* What you are asked to do *
The lines from the top of the material through the line with "import clsx from 'clsx';" are to be set down exactly. Leave the pictures out.

* Material provided *
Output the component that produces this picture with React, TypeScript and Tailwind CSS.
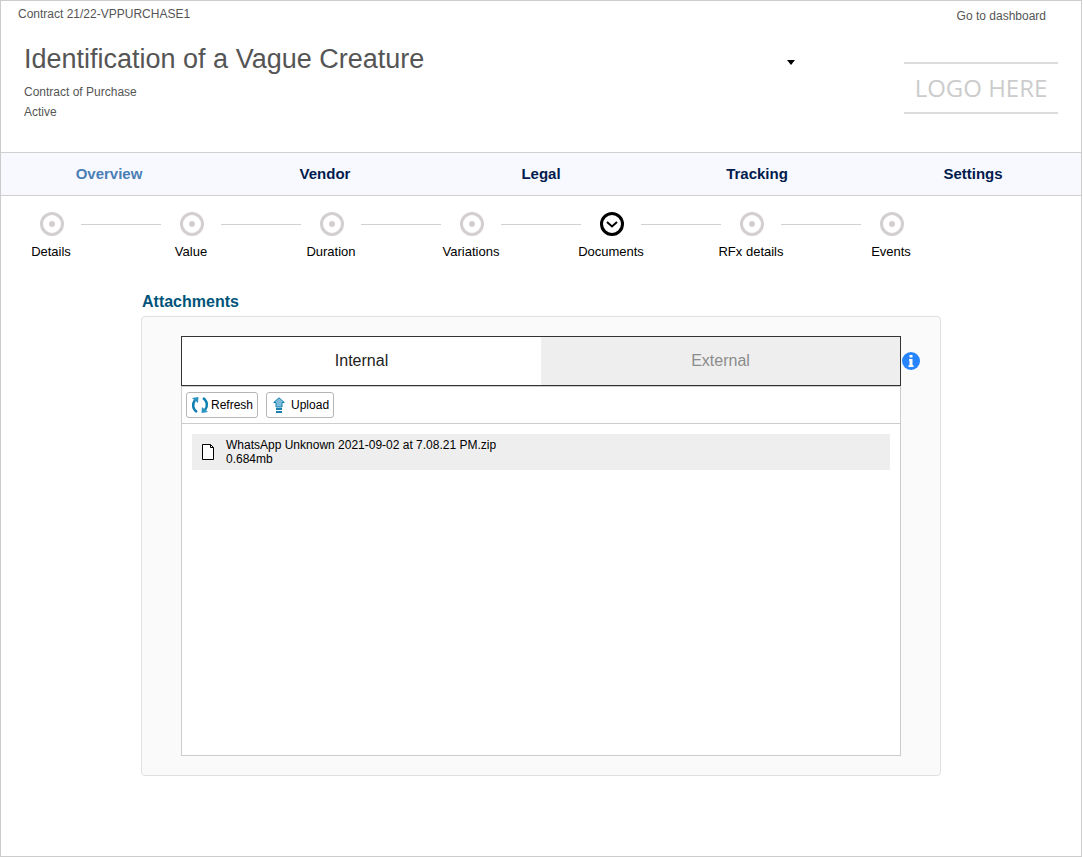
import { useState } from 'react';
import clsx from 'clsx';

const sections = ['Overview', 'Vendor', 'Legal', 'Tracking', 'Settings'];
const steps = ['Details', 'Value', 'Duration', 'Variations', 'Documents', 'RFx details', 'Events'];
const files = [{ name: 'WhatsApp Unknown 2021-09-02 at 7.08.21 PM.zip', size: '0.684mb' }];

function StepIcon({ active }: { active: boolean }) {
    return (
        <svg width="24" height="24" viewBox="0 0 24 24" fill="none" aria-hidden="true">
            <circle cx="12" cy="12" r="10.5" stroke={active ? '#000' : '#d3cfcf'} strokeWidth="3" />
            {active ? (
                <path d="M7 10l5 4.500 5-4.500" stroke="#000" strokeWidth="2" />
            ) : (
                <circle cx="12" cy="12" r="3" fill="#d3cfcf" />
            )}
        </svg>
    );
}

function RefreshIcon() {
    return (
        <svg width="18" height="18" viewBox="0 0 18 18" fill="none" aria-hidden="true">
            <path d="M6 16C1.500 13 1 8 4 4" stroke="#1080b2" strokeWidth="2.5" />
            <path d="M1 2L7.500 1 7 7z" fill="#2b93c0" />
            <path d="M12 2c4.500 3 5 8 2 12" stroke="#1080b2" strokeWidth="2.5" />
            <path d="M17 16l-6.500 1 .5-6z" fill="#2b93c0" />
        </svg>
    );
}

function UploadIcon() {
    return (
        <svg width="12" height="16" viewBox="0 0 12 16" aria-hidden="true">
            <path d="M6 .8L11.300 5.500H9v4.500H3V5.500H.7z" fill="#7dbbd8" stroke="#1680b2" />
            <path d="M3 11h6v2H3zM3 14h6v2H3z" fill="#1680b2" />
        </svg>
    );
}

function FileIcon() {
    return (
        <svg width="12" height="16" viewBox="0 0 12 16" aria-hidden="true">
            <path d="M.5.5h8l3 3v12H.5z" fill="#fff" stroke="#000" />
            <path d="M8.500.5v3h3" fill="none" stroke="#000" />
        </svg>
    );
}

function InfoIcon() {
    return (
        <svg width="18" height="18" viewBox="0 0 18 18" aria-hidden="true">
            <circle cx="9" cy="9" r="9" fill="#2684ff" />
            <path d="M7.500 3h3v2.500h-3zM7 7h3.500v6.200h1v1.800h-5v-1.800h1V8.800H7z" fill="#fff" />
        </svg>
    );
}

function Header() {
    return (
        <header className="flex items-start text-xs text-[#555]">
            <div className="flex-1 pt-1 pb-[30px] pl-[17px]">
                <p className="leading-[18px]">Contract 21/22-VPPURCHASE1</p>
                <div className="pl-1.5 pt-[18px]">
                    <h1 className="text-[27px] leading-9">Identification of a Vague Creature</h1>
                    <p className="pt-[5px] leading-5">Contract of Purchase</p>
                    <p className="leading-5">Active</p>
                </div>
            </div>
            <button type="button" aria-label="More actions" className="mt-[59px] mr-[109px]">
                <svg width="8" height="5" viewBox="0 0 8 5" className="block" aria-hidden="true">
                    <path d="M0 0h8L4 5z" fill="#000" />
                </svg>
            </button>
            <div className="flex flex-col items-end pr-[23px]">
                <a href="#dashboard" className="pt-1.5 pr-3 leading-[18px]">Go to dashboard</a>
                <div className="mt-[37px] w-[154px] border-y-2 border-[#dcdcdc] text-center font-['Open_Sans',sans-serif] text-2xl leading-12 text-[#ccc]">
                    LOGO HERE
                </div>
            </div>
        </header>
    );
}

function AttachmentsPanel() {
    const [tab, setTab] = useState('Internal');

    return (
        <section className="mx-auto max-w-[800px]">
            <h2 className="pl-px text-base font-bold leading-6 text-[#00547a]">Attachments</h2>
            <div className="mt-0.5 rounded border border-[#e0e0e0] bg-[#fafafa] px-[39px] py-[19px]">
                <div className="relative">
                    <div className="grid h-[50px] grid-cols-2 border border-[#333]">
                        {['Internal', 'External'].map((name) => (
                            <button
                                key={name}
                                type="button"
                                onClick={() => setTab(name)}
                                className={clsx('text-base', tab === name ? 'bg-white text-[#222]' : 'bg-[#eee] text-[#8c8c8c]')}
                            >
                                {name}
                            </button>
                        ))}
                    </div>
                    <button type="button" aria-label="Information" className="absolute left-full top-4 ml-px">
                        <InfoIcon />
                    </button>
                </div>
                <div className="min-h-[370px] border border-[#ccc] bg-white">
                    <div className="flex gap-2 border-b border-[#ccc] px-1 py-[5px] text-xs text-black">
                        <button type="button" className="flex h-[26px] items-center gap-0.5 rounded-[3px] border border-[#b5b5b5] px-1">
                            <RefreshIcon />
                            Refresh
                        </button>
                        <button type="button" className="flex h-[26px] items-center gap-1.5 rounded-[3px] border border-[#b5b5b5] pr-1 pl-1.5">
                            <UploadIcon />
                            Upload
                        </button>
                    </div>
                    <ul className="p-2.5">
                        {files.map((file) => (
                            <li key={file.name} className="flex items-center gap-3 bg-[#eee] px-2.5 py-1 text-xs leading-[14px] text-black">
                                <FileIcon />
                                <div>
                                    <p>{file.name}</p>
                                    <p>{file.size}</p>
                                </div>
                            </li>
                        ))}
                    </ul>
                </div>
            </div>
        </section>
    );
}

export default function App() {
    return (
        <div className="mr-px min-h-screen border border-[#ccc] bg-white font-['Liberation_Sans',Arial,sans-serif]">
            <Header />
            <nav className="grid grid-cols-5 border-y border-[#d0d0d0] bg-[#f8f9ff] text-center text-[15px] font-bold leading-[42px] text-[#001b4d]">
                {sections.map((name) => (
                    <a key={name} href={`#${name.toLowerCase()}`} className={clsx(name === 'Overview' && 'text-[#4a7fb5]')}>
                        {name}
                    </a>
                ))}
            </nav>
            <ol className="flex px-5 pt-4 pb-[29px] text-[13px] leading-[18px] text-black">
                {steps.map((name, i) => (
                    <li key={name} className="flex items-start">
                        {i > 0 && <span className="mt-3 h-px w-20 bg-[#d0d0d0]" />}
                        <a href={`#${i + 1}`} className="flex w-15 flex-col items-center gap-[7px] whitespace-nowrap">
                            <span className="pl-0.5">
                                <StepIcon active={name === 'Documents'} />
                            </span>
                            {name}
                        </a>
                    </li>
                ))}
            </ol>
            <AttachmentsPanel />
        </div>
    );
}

* Reply *
Output the component that produces this picture with React, TypeScript and Tailwind CSS.
import { useState } from 'react';
import clsx from 'clsx';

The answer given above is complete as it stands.